Atari 2600 was my first game console. At least I think it was.
My friend had Videopac that had games
with stunning graphics - I mean colors and objects made out of more than 3 pixels. Air-Sea War: Battle was maybe
my favorite.
After that, it was the usual story: C-64, Amiga 500 and eventually my first PC. I never went back to consoles after my
first one, until Playstation 2. I did have loads of
Nintendo Game&Watch electronic games.
My first brush with game design was the Star Wars RPG my best friend and I "designed" when we were about ten years old
or so. At the time, we didn't know that what we had created was a roleplaying game because in the 1980's there wasn't
any real knowledge of RPG's in Finland. My friend's friend had been in the US and told us there were these strange games
that had no board or cards, but you could be Luke Skywalker or Han Solo or anyone.
Soon after I read William Sleator's great science fiction novel
Interstellar Pig. In the book there
was a board game with aliens and stuff. I just had to design it for real and make my friends play it. I think they
weren't as enthusiastic about it as I was.

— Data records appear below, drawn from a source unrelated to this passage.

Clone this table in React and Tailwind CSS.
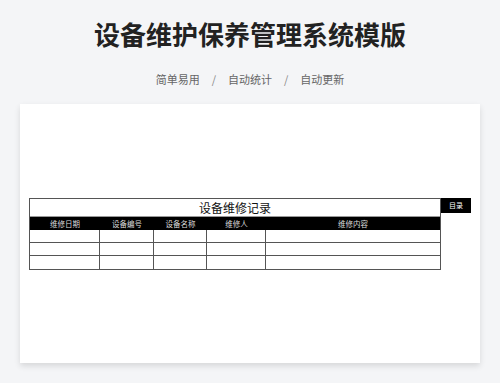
const cols = ["维修日期", "设备编号", "设备名称", "维修人", "维修内容"];
const widths = ["w-[70px]", "w-[54px]", "w-[53px]", "w-[59px]", "flex-1"];

export default function App() {
  return (
    <div
      className="w-[500px] h-[383px] bg-[#f4f5f7] overflow-hidden flex flex-col items-center"
      style={{ fontFamily: '"Noto Sans CJK SC", "Noto Sans", sans-serif' }}
    >
      <h1 className="mt-[16px] text-[26px] leading-[36px] font-bold text-[#222]">
        设备维护保养管理系统模版
      </h1>
      <div className="mt-[19px] flex items-center text-[11px] leading-[16px] text-[#666]">
        <span>简单易用</span>
        <span className="mx-[12px] text-[#888]">/</span>
        <span>自动统计</span>
        <span className="mx-[12px] text-[#888]">/</span>
        <span>自动更新</span>
      </div>
      <div className="mt-[17px] w-[460px] h-[259px] bg-white shadow-[0_3px_6px_rgba(0,0,0,0.12)] pt-[94px] pl-[9px] flex items-start">
        <div className="w-[412px] border border-[#555] flex flex-col">
          <div className="h-[18px] flex items-center justify-center text-[12px] text-[#111] border-b border-[#999]">
            设备维修记录
          </div>
          <div className="h-[13px] bg-black flex text-[7.5px] text-[#ddd]">
            {cols.map((c, i) => (
              <div key={c} className={`${widths[i]} flex items-center justify-center`}>
                {c}
              </div>
            ))}
          </div>
          {[0, 1, 2].map((r) => (
            <div key={r} className={`h-[13px] flex ${r < 2 ? "border-b border-[#555]" : ""}`}>
              {cols.map((c, i) => (
                <div
                  key={c}
                  className={`${widths[i]} ${i < 4 ? "border-r border-[#555]" : ""}`}
                />
              ))}
            </div>
          ))}
        </div>
        <div className="w-[30px] h-[15px] bg-black text-white text-[7px] flex items-center justify-center">
          目录
        </div>
      </div>
    </div>
  );
}
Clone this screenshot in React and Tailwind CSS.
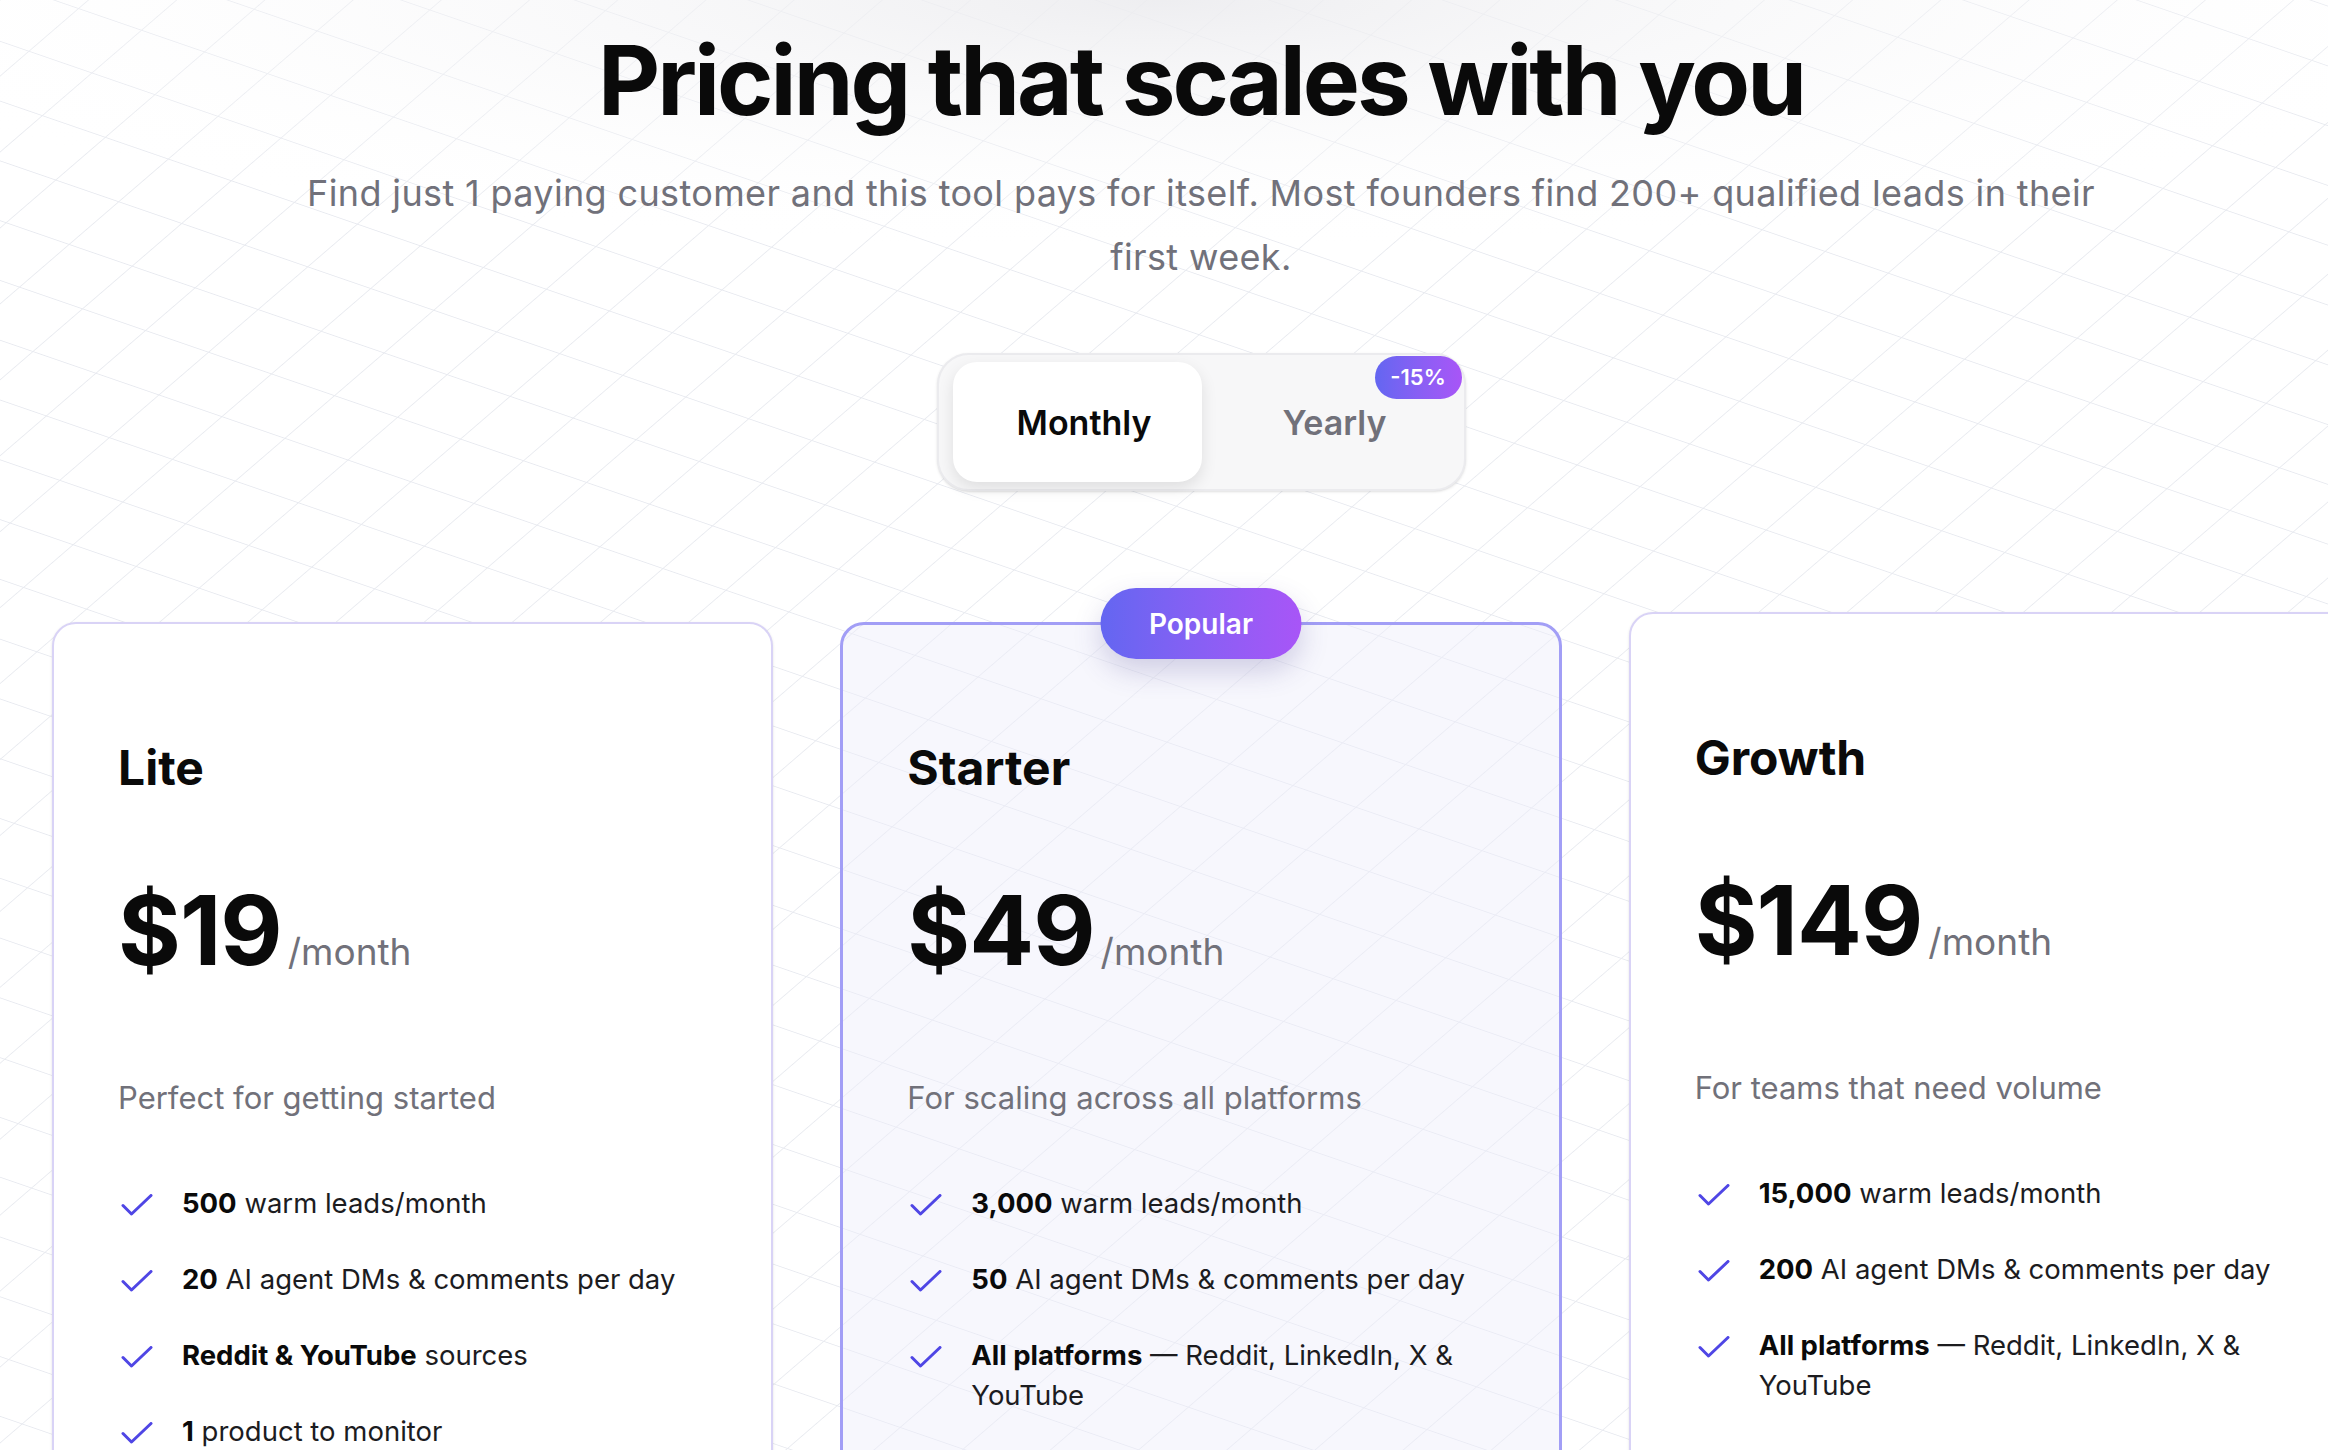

Roleplaying boomed in Finland in the 1990's and I dived right in. The first RPG I bought was
MERP. I was in 7th grade and my English skills were
quite insufficient to read the rules. Luckily some classmates had learned how to play it to some extent and we just
sort of made up the bits we didn't understand.
D&D was the first RPG translated into Finnish but I waited for the Finnish version of Runequest.
From there, our group of friends tried out any system that seemed interesting: Warhammer FRP, Cyberpunk, Cthulhu,
Rolemaster, Harnmaster, 2300 AD, AD&D... Board games like Talisman, Heroquest and Space Hulk
also saw a lot of action. And the original Magic the Gathering, naturally.
The good thing about pen-and-paper RPG's and board games is that all the game rules and mechanics are exposed. In my
opinion, you can learn a lot about how games work by playing these kinds of games. After all, games are just a bunch
of arbitrary rules. What I find intriguing is how combining different rules and options together, you can create
something that people find enjoyable, entertaining and fun.
During the era of C-64 and Amiga, I think piracy was much more commonplace than today. Not that we kids ever regarded
copying games as illegal. It was just something that everybody did and non-existent copy protection made it all too easy.
Maybe it was partly because copied games that had no manuals, but trying to figure out the game mechanics was (to me)
as entertaining as playing the game itself. I especially remember
Captain Blood. That was a
complex game to begin with.
I spent thousands of hours on games like Fairy Tale, Elite, Civilization, Panzer General, Warhead, Fallout, Steel
Panthers, Ultima III, Wings, Doom, Laser Squad, Nethack, Master of Magic, Warlords and War in Middle-Earth
just to name the ones that instantly come to mind.
As a game designer, I find vast experience with different kinds of games an invaluable asset. Anyone that is interested
in game development as a future profession should play, play and play!